Article history integration

Editors on a client can look at the change history of an article and see all Wikidata changes relating to this article. This way they can see all changes affecting their article without having to go to another project.

Multi-lingual text datatype

Users can add strings and specify a language for it. This is similar to the mono-lingual string. However translations in more than one language can be provided. The one in the user’s language is shown and the others can be shown on-demand.

Geo-shape datatype

Users can enter geo-shapes in Wikidata. They can for example use it to store the outline of a country.

Technical details

This will likely be realised using leaflet.js.

Wiktionary support

Wikidata:Wiktionary

A number of proposals have been put forth for using structured data on Wiktionary.

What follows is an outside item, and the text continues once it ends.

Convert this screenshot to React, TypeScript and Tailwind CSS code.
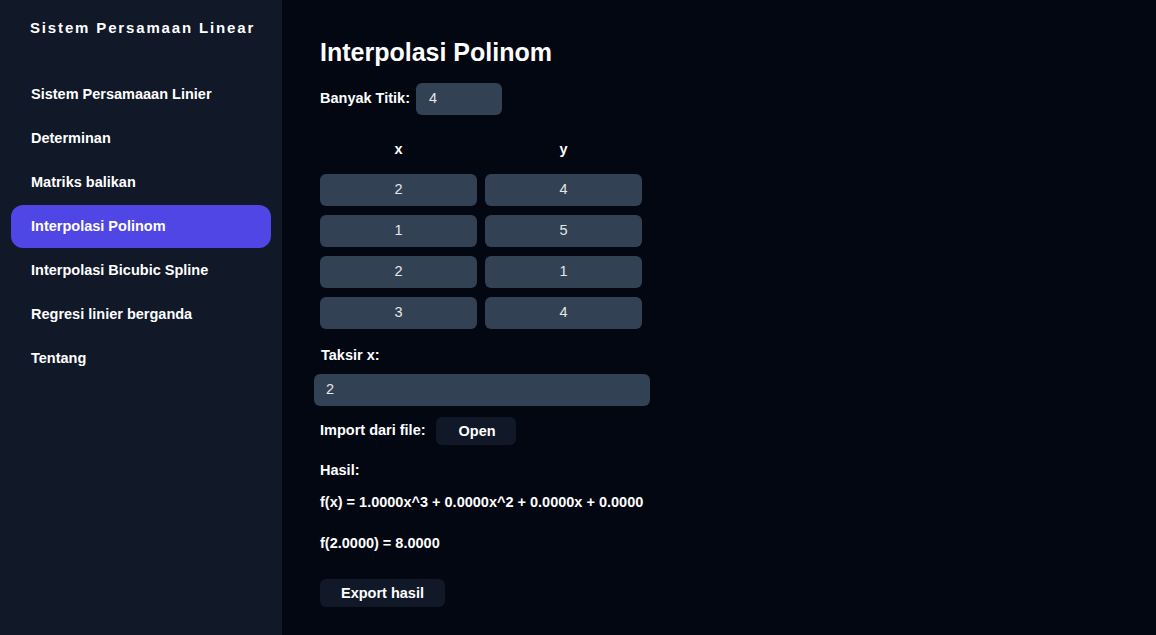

Beyond the planning horizon of this plan

Structured Wikiquote

m:Wikidata/Development/Wikiquote

Installing Wikibase on Wikiquote and allowing structured data on this sister project has lots of advantages. However, there is also lots of work to do in the software to support all features needed for this proposal.

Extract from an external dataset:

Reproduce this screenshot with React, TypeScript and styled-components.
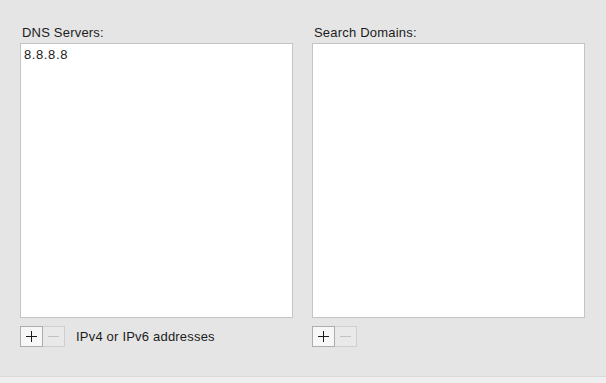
import React from 'react'
import styled, { createGlobalStyle } from 'styled-components'

const GlobalStyle = createGlobalStyle`
  html, body {
    margin: 0;
    padding: 0;
    background: #e5e5e5;
  }
  body {
    font-family: "Liberation Sans", Arial, sans-serif;
    font-size: 13px;
    color: #1c1c1c;
  }
`

const Page = styled.div`
  display: flex;
  flex-direction: column;
  width: 606px;
  height: 383px;
  background: #e5e5e5;
  overflow: hidden;
`

const Columns = styled.div`
  display: grid;
  grid-template-columns: 273px 273px;
  column-gap: 19px;
  padding: 25px 21px 0 20px;
`

const Column = styled.div`
  display: flex;
  flex-direction: column;
`

const Label = styled.div`
  font-size: 13px;
  line-height: 16px;
  letter-spacing: 0.2px;
  margin: 0 0 2px 2px;
`

const ListBox = styled.div`
  box-sizing: border-box;
  height: 275px;
  background: #ffffff;
  border: 1px solid #c4c4c4;
  padding: 3px 3px;
`

const ListItem = styled.div`
  font-size: 13px;
  line-height: 16px;
  letter-spacing: 0.6px;
`

const Footer = styled.div`
  display: flex;
  align-items: center;
  margin-top: 8px;
  height: 21px;
`

const ButtonGroup = styled.div`
  display: flex;
`

const SegButton = styled.button<{ $disabled?: boolean; $first?: boolean }>`
  box-sizing: border-box;
  width: ${p => (p.$first ? '23px' : '22px')};
  height: 21px;
  padding: 0;
  margin: 0;
  display: flex;
  align-items: center;
  justify-content: center;
  background: ${p => (p.$disabled ? '#e9e9e9' : '#f7f7f7')};
  border: 1px solid ${p => (p.$disabled ? '#cfcfcf' : '#adadad')};
  border-left: ${p => (p.$first ? undefined : 'none')};
  color: ${p => (p.$disabled ? '#c2c2c2' : '#1a1a1a')};
`

const Hint = styled.span`
  margin-left: 11px;
  font-size: 13px;
  line-height: 16px;
  letter-spacing: 0.2px;
  padding-top: 1px;
`

const BottomStrip = styled.div`
  margin-top: auto;
  height: 6px;
  border-top: 1px solid #dadada;
  background: #efefef;
`

const PlusIcon = () => (
  <svg width="11" height="11" viewBox="0 0 11 11">
    <path d="M5.5 0v11M0 5.5h11" stroke="currentColor" strokeWidth="1" />
  </svg>
)

const MinusIcon = () => (
  <svg width="11" height="11" viewBox="0 0 11 11">
    <path d="M0 5.5h11" stroke="currentColor" strokeWidth="1" />
  </svg>
)

const AddRemove = () => (
  <ButtonGroup>
    <SegButton $first>
      <PlusIcon />
    </SegButton>
    <SegButton $disabled>
      <MinusIcon />
    </SegButton>
  </ButtonGroup>
)

const dnsServers = ['8.8.8.8']
const searchDomains: string[] = []

const App = () => {
  return (
    <Page>
      <GlobalStyle />
      <Columns>
        <Column>
          <Label>DNS Servers:</Label>
          <ListBox>
            {dnsServers.map(s => (
              <ListItem key={s}>{s}</ListItem>
            ))}
          </ListBox>
          <Footer>
            <AddRemove />
            <Hint>IPv4 or IPv6 addresses</Hint>
          </Footer>
        </Column>
        <Column>
          <Label>Search Domains:</Label>
          <ListBox>
            {searchDomains.map(s => (
              <ListItem key={s}>{s}</ListItem>
            ))}
          </ListBox>
          <Footer>
            <AddRemove />
          </Footer>
        </Column>
      </Columns>
      <BottomStrip />
    </Page>
  )
}

export default App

Access from 3rd party wikis

MediaWiki installs outside the Wikimedia cluster are able to make use of the data on Wikidata similar to how they make use of images from Wikimedia Commons via InstantCommons.

Withdrawn

Simple queries

Users are able to pose simple queries to Wikidata via a SpecialPage as well as the API. Wikidata can answer queries like “What has the ISBN 2-01-202705-9” or “What has the capital Paris”. These queries are restricted to one property/value pair and return a list of items. The returned result only includes items where the statement is marked as preferred. These queries are most useful for use with one of the many identifiers in Wikidata that connect the knowledge base to other databases.

This is canceled in favor of Wikidata Query Service and the external identifier look up service.

Not to be done

Querying for sources or qualifiers

Things to keep in mind

Some data types are easier to query than others. Time, Geo and Quantity values require range queries. For the Item and String data types, simple equality is sufficient.